• [GOAL]: Take every line that has the string "components" and copy it out.

• [MATERIAL PROVIDED]:
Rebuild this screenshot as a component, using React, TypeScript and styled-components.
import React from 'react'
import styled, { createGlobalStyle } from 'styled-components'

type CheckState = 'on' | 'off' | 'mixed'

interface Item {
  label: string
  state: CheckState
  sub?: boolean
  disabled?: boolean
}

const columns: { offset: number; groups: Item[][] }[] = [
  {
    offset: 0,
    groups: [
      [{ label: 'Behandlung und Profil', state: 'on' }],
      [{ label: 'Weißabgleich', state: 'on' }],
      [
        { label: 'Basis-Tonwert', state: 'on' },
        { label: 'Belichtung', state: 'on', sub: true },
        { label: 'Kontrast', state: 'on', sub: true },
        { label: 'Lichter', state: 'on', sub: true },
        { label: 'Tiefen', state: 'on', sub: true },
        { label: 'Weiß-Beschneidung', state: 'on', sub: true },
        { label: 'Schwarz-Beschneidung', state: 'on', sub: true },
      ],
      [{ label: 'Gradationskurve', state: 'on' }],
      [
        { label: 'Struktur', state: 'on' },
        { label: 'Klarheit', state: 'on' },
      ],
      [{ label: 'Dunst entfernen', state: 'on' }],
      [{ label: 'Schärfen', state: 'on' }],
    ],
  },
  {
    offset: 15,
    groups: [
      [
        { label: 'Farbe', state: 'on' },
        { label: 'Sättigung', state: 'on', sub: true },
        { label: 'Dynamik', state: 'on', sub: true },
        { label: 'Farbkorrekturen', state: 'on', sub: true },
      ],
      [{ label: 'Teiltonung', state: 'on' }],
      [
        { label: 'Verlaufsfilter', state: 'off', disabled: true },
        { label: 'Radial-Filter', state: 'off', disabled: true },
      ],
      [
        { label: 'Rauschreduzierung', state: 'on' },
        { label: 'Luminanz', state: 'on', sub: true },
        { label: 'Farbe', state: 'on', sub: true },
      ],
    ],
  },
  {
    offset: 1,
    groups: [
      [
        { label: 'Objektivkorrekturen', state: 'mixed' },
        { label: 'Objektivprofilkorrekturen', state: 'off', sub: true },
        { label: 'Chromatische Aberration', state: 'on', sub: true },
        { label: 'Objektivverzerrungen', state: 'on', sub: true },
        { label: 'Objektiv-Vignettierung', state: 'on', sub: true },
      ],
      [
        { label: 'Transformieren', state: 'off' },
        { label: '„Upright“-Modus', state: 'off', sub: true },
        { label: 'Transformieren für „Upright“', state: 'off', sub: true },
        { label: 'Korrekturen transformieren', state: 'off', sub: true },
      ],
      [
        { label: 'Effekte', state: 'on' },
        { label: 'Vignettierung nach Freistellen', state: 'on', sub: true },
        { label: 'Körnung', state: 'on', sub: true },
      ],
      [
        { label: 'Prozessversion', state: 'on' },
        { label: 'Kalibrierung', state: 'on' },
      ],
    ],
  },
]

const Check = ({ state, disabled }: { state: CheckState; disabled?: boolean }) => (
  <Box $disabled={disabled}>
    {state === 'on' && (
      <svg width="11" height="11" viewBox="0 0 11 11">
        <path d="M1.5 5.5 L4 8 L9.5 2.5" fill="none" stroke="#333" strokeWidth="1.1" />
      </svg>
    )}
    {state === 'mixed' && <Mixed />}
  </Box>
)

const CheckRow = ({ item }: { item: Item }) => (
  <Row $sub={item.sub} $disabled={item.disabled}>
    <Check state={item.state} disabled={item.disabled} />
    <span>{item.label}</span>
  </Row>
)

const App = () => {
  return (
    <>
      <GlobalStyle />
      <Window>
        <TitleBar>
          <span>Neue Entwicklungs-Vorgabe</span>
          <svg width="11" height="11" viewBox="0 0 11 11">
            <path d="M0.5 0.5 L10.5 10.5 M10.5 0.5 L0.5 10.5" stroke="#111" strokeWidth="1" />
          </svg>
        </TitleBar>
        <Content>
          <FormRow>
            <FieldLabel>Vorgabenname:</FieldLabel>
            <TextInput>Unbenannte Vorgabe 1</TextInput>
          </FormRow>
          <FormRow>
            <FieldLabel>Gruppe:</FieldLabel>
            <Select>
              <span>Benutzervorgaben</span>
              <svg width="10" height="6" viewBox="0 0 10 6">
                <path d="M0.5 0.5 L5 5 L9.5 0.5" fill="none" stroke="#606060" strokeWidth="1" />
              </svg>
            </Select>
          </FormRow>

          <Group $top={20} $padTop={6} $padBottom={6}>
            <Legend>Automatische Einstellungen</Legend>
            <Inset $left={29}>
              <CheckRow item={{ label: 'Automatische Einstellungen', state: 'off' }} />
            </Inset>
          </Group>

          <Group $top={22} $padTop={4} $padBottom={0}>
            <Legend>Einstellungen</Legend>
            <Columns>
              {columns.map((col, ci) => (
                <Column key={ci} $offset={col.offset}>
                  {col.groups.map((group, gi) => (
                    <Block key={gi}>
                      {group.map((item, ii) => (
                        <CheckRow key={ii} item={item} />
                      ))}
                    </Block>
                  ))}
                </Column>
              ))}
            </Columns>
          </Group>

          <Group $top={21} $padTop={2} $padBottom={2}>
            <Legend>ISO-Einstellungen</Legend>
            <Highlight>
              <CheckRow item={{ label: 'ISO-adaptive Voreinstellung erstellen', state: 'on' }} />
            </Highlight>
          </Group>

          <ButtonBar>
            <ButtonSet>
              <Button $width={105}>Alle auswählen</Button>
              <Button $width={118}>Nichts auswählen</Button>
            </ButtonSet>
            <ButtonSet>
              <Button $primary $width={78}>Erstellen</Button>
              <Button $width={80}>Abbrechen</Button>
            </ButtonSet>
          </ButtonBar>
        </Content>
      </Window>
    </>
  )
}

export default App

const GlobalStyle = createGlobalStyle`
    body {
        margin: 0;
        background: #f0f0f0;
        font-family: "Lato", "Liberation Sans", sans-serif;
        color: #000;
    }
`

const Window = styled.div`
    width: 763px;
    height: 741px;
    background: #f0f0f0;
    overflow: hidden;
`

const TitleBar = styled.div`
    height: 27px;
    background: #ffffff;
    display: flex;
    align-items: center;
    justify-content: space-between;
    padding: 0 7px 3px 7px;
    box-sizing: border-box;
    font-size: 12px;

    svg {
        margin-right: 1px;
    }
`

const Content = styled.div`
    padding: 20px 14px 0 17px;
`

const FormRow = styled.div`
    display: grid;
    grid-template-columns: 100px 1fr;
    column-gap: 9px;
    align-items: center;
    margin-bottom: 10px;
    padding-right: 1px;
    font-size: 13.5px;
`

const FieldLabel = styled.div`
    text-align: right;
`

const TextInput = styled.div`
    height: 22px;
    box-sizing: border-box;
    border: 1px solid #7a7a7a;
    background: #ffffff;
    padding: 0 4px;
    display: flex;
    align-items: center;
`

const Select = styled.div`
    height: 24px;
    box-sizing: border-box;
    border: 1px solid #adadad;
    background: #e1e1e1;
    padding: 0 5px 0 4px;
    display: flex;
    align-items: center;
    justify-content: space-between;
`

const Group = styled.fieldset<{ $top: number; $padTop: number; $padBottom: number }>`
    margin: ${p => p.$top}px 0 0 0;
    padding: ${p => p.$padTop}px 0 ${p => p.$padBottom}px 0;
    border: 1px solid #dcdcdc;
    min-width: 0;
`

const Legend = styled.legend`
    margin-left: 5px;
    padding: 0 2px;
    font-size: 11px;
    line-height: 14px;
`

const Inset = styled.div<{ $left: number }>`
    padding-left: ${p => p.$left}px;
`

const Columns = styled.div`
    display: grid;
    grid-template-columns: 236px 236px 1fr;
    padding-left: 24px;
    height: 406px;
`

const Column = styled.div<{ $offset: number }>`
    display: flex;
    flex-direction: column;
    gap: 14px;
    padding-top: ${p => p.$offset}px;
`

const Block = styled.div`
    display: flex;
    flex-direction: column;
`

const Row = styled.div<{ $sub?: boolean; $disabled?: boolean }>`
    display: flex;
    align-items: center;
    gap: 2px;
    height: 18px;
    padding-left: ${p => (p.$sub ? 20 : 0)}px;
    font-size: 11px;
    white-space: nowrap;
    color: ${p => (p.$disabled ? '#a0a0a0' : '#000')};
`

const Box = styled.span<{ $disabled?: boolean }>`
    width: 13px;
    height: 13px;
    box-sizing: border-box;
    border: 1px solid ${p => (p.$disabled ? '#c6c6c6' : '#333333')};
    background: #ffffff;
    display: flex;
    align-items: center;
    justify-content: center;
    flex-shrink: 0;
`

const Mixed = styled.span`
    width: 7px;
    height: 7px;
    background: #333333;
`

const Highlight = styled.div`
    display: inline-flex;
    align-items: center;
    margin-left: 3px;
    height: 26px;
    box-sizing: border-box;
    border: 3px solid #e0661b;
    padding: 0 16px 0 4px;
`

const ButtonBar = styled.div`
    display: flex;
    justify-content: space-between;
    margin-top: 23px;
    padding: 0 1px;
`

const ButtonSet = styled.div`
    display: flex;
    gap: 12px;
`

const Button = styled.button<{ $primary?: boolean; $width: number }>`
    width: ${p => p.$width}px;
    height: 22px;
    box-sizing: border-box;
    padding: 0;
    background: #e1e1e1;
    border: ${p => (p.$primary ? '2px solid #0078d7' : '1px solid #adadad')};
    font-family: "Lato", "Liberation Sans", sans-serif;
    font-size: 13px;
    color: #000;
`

• [THE COMPLETED TASK]:
Rebuild this screenshot as a component, using React, TypeScript and styled-components.
import styled, { createGlobalStyle } from 'styled-components'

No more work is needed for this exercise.